After a flat April, the median home sales price in metro Baltimore increased in May from a year earlier, according to data released Monday by the region's multiple-listing service.
The median price for a home sold last month in greater Baltimore was $250,000, up 5.3 percent from May 2012, said RealEstate Business Intelligence LLC, the data arm of Metropolitan Regional Information Systems Inc.
"It's finding its footing," said Daraius Irani, executive director of the Regional Economic Studies Institute at Towson University. "It's not leaping and bounding. It's crawling."
The Baltimore area's modest price growth last month, although combined with double-digit sales growth, indicates that home values here are continuing to recover in a restrained way, experts say.
"It's healthy. People aren't going crazy," said Lynn Mauk, branch vice president in Ellicott City for Coldwell Banker Residential Brokerage. "Prices are going up a little bit."
Condos saw the largest median price gain in May, up 13.5 percent from a year ago. Single-family detached homes rose 8.4 percent, and townhouses were up 7.3 percent.
"There's still room to grow," Corey Hart, senior product manager for RBI, said of Baltimore-area home prices. "It appears to be sustainable. We wouldn't consider this the beginning of a new bubble."
For the month of May, the median sale price for Baltimore-area residences peaked at $274,250 in 2007.
"We're … seeing a few things going over list," said Wayne Curtis, an agent with RE/MAX Advantage Realty in Baltimore. But appraisals, required for mortgage transactions, are for the most part preventing offers from exceeding property values, he said.
The one exception, Curtis said, is with cash transactions, which don't need an appraisal. There were nearly 600 cash purchases in May in metro Baltimore. At about 20 percent, cash buys made up roughly the same portion of sales last month as in May 2012, according to RBI.
Increasing prices are a natural result of the current limited supply, Mauk said. And although multiple offers are coming in on fairly priced properties in desirable communities, buyers are not willing to escalate their competing offers too much, she said.

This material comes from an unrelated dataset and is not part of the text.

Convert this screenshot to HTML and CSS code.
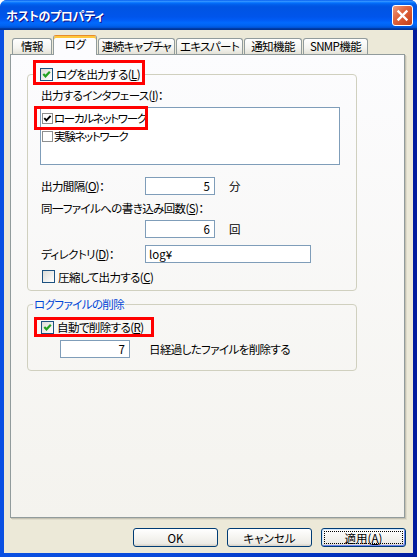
FILE: index.html
```html
<!DOCTYPE html>
<html lang="ja">
<head>
    <meta charset="UTF-8">
    <title>ホストのプロパティ</title>
    <link rel="stylesheet" href="styles.css">
</head>
<body>
    <div class="window">
        <div class="titlebar">
            <span class="title">ホストのプロパティ</span>
            <span class="close">
                <svg viewBox="0 0 19 19" width="19" height="19"><path d="M5.5 5.5 L13.5 13.5 M13.5 5.5 L5.5 13.5" stroke="#fff" stroke-width="2.4" stroke-linecap="square"/></svg>
            </span>
        </div>

        <div class="client">
            <div class="tabs">
                <div class="tab tab-info">情報</div>
                <div class="tab tab-log tab-active">ログ</div>
                <div class="tab tab-capture">連続キャプチャ</div>
                <div class="tab tab-expert">エキスパート</div>
                <div class="tab tab-notify">通知機能</div>
                <div class="tab tab-snmp">SNMP機能</div>
            </div>

            <div class="panel">
                <fieldset class="group group-log">
                    <legend class="legend-mark">
                        <span class="mark mark-log">
                            <span class="cb"><svg class="tick" viewBox="0 0 11 11" width="11" height="11"><path d="M2.3 5 L4.5 7.3 L8.8 2.8" fill="none" stroke="#21A121" stroke-width="2.2"/></svg></span>
                            <span>ログを出力する(<u>L</u>)</span>
                        </span>
                    </legend>
                    <div class="group-body">
                        <div class="caption">出力するインタフェース(<u>I</u>)：</div>
                        <div class="listbox">
                            <div class="mark-item"></div>
                            <div class="list-item">
                                <span class="lcb"><svg viewBox="0 0 9 9" width="9" height="9"><path d="M1.3 4.2 L3.4 6.4 L7.6 1.8" fill="none" stroke="#000" stroke-width="1.9"/></svg></span>
                                <span>ローカルネットワーク</span>
                            </div>
                            <div class="list-item">
                                <span class="lcb"></span>
                                <span>実験ネットワーク</span>
                            </div>
                        </div>

                        <div class="field-row row-interval">
                            <span class="field-label">出力間隔(<u>O</u>)：</span>
                            <input class="text num" type="text" value="5">
                            <span class="unit">分</span>
                        </div>

                        <div class="caption caption-count">同一ファイルへの書き込み回数(<u>S</u>)：</div>
                        <div class="field-row row-count">
                            <input class="text num" type="text" value="6">
                            <span class="unit">回</span>
                        </div>

                        <div class="field-row row-dir">
                            <span class="field-label">ディレクトリ(<u>D</u>)：</span>
                            <input class="text dir" type="text" value="log¥">
                        </div>

                        <div class="check-row row-compress">
                            <span class="cb"></span>
                            <span>圧縮して出力する(<u>C</u>)</span>
                        </div>
                    </div>
                </fieldset>

                <fieldset class="group group-delete">
                    <legend class="legend-text">ログファイルの削除</legend>
                    <div class="mark mark-auto">
                        <span class="cb"><svg class="tick" viewBox="0 0 11 11" width="11" height="11"><path d="M2.3 5 L4.5 7.3 L8.8 2.8" fill="none" stroke="#21A121" stroke-width="2.2"/></svg></span>
                        <span>自動で削除する(<u>R</u>)</span>
                    </div>
                    <div class="field-row row-days">
                        <input class="text num" type="text" value="7">
                        <span class="days-text">日経過したファイルを削除する</span>
                    </div>
                </fieldset>
            </div>

            <div class="buttons">
                <button class="btn">OK</button>
                <button class="btn">キャンセル</button>
                <button class="btn btn-default">適用(<u>A</u>)</button>
            </div>
        </div>
    </div>
</body>
</html>
```

FILE: styles.css
```css
* {
    margin: 0;
    padding: 0;
    box-sizing: border-box;
}

body {
    width: 417px;
    height: 557px;
    overflow: hidden;
    background: #fff;
    font-family: "Noto Sans CJK JP", "Noto Sans", sans-serif;
    font-size: 11.5px;
    line-height: 14px;
    letter-spacing: -0.6px;
    color: #000;
    font-feature-settings: "palt";
}

.window {
    width: 417px;
    height: 557px;
    display: flex;
    flex-direction: column;
    border-radius: 7px 7px 0 0;
    overflow: hidden;
    background: linear-gradient(to right, #0A50E2 0%, #0848DA 40%, #0030BC 80%, #001B9E 100%);
}

.titlebar {
    height: 30px;
    flex: none;
    display: flex;
    align-items: center;
    justify-content: space-between;
    padding: 1px 4px 0 6px;
    background: linear-gradient(to bottom, #0058EE 0%, #3593FF 4%, #288EFF 6%, #127DFF 8%, #036FFC 10%, #0262EE 14%, #0057E5 20%, #0054E3 24%, #0055EB 56%, #005BF5 66%, #026AFE 76%, #0062EF 86%, #0052D6 92%, #0040AB 94%, #003092 100%);
}

.title {
    color: #fff;
    font-weight: bold;
    font-size: 12px;
    letter-spacing: -0.3px;
    text-shadow: 1px 1px #0F1089;
}

.close {
    width: 21px;
    height: 21px;
    display: flex;
    border: 1px solid #fff;
    border-radius: 3px;
    background: linear-gradient(135deg, #EE9C80 0%, #E0663F 40%, #D3512A 70%, #C0401C 100%);
}

.client {
    flex: 1;
    margin: 0 4px 4px;
    padding: 5px 8px 6px 6px;
    background: #ECE9D8;
    display: flex;
    flex-direction: column;
}

/* tabs */

.tabs {
    display: flex;
    align-items: flex-end;
    gap: 1px;
    height: 20px;
    margin-bottom: -1px;
    padding-left: 2px;
    position: relative;
    z-index: 1;
}

.tab {
    height: 16px;
    margin-bottom: 1px;
    border: 1px solid #919B9C;
    border-bottom: none;
    border-radius: 3px 3px 0 0;
    background: linear-gradient(#FFFFFF, #F4F4F0 60%, #E4E2D7);
    text-align: center;
    line-height: 15px;
    white-space: nowrap;
}

.tab-active {
    height: 20px;
    margin-bottom: 0;
    padding-top: 1px;
    border-top-color: #E68B2C;
    background: #FCFCFE;
    box-shadow: inset 0 2px 0 #FFC73C;
}

.tab-info { width: 40px; }
.tab-log { width: 44px; }
.tab-capture { width: 77px; }
.tab-expert { width: 67px; }
.tab-notify { width: 58px; }
.tab-snmp { width: 65px; }

.panel {
    height: 464px;
    flex: none;
    border: 1px solid #919B9C;
    background: linear-gradient(#FCFCFE, #F4F3EE);
    box-shadow: 1px 1px 0 #C5C2B2, 2px 2px 0 #DEDBCB;
    padding: 5px 0 0 16px;
}

/* group boxes */

.group {
    width: 330px;
    border: 1px solid #D0D0BF;
    border-radius: 4px;
    padding: 0 0 7px 5px;
}

.group legend {
    padding: 0;
}

.legend-mark {
    padding-bottom: 3px !important;
}

.legend-text {
    padding: 0 1px !important;
    color: #0046D5;
}

.group-delete {
    margin-top: 6px;
    padding-bottom: 12px;
}

.mark {
    display: flex;
    align-items: center;
    width: fit-content;
    white-space: nowrap;
    border: 3px solid #FF0000;
}

.mark-log {
    height: 25px;
    padding: 4px 2px 1px 4px;
}

.mark-auto {
    height: 20px;
    margin: 6px 0 0 1px;
    padding: 0 8px 0 4px;
}

.cb {
    width: 13px;
    height: 13px;
    flex: none;
    display: flex;
    margin-right: 3px;
    border: 1px solid #1C5180;
    background: linear-gradient(135deg, #DCDCD7, #FFFFFF);
}

.group-body {
    padding-left: 8px;
}

.caption {
    height: 14px;
    white-space: nowrap;
}

.listbox {
    position: relative;
    width: 300px;
    height: 58px;
    margin: 5px 0 0 -1px;
    padding-top: 1px;
    border: 1px solid #7F9DB9;
    background: #fff;
}

.list-item {
    display: flex;
    align-items: center;
    height: 18px;
    padding-left: 1px;
    letter-spacing: -1.3px;
    white-space: nowrap;
}

.lcb {
    width: 11px;
    height: 11px;
    flex: none;
    display: flex;
    margin-right: 1px;
    border: 1px solid #8E8F8F;
    background: #fff;
}

.mark-item {
    position: absolute;
    left: -7px;
    top: -2px;
    width: 114px;
    height: 24px;
    border: 3px solid #FF0000;
}

.field-row {
    display: flex;
    align-items: center;
    height: 18px;
    white-space: nowrap;
}

.field-label {
    width: 104px;
    flex: none;
}

.text {
    height: 18px;
    border: 1px solid #7F9DB9;
    background: #fff;
    font: inherit;
    letter-spacing: 0;
    color: #000;
    padding: 0 3px;
    outline: none;
}

.num {
    width: 70px;
    text-align: right;
    padding-right: 4px;
}

.dir {
    width: 166px;
}

.unit {
    margin-left: 14px;
}

.row-interval { margin-top: 12px; }
.caption-count { margin-top: 6px; }
.row-count { margin-top: 5px; padding-left: 104px; }
.row-dir { margin-top: 7px; }

.check-row {
    display: flex;
    align-items: center;
    height: 13px;
    white-space: nowrap;
}

.row-compress {
    margin: 7px 0 0 1px;
}

.row-days {
    margin: 3px 0 0 27px;
}

.days-text {
    margin-left: 19px;
}

/* buttons */

.buttons {
    display: flex;
    justify-content: flex-end;
    gap: 9px;
    margin: 10px -1px 0 0;
}

.btn {
    width: 85px;
    height: 19px;
    border: 1px solid #003C74;
    border-radius: 3px;
    background: linear-gradient(#FFFFFF, #F5F4F0 50%, #ECEBE6 85%, #D6D0C5);
    font: inherit;
    color: #000;
}

.btn-default {
    box-shadow: inset 1px 1px 0 #CEE7FF, inset -1px -1px 0 #6982EE;
    outline: 1px dotted #000;
    outline-offset: -4px;
}
```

There were about 11,000 homes available for sale through the multiple-listing service last month in Baltimore and its five surrounding counties — Anne Arundel, Baltimore, Carroll, Harford and Howard.
That's about 1,700 fewer homes than were listed during May 2012 and is the lowest inventory for May since 2005, when there were about 5,700 listings.
"Despite the continual inventory shortage, new listings are showing signs of life," RBI said in a statement prepared with the George Mason University Center for Regional Analysis.
There were 4,772 homes listed for sale in May, nearly 20 percent more than the number of new listings in May 2012. It was the second month in a row that had double-digit year-over-year growth in new listings and the "sharpest gain for any month since April 2010," according to RBI.
Despite these new listings, the active inventory is not growing considerably. There were only about 500 more homes listed at the end of May than the end of April, according to the multiple-list data.
"Inventory is remaining low because demand is relatively high," Hart said. The market seems to be absorbing the new inventory quickly, he said.
The median days on the market for homes sold last month fell to 26, 18 days fewer than in May 2012 and the shortest time on market since June 2006, RBI said.
"It is possible that many of the new listings are going to contract the same month they are listed," RBI said.
Mauk said some agents in her office have been out canvassing neighborhoods, asking homeowners whether they're thinking of selling, because buyers are clamoring for properties. At least one property sold through her office last month was under contract in less than a day, she said.
"Buyers want in and they want in quickly," she said.
Last month, the modest inventory did not prevent many buyers from settling on a new home. There were nearly 2,800 residences sold last month, an increase of 17 percent from May 2012, RBI's data shows. Nearly 3,700 homes went under contract, an 18 percent increase.
For the Baltimore region, which has steady job growth and is not undergoing large demographic shifts, these numbers seem consistent with home buyers looking for a long-term investment to occupy, said Irani, the Towson economist.
"What's left there is real demand," he said.